I am in no way, shape, or form saying that I'm going to stop watching the team.  What I am saying is that there will be no more flailing at footballs.  This is a terrible team with terrible personnel built around a guy who can't play at one end of the court.  There's no way to dress this up.  Big Al may be a fantastic guy and a great member of the community but he's Zach Randolph with a brain and some class.  I feel like a heel for even entertaining the idea that he could be a cornerstone-type player.  He's the only decent piece the team received in the KG deal and this is what drives 90% of the fan allegiance to his game.  The KG deal with Boston probably only went through for 3 reasons: McHale's BFF is the Celts' GM and the trade allowed McHale to get a do-over on the pick owed in the Wally trade (they just had to have Marcus Banks, remember) as well as ensuring that the team would not immediately lose the 1st rounder owed to the Clips due to the Marko Jaric trade (which is still owed BTW).
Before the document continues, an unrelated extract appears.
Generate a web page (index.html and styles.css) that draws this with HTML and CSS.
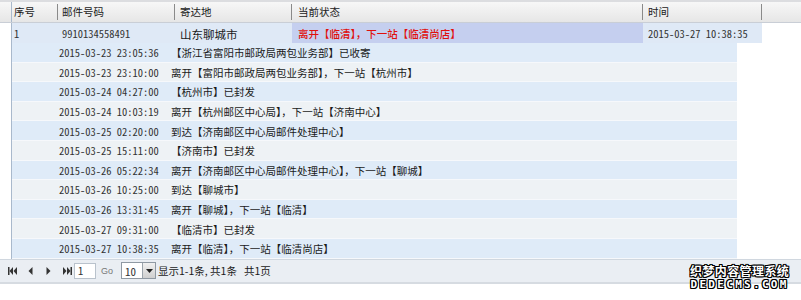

The front office of this terrible squad has a long history of not only making bad decisions, but making ones that do the greatest amount of damage to the team.  This squad doesn't need a little tweak here or there; it needs a massive overhaul, from the front office to the on-court personnel.  Change needs to happen and it needs to happen now....starting in the front office.

BTW: for those of you interested, here's the Four Factors from last night's game:

MIN 87.0 96.6 44.1% 35.3 20.5 19.5
NJN 129.9 62.2% 28.4 24.2 13.8

New Jersey went on runs of 20-5, 17-6, 13-7, 9-0, and 15-6.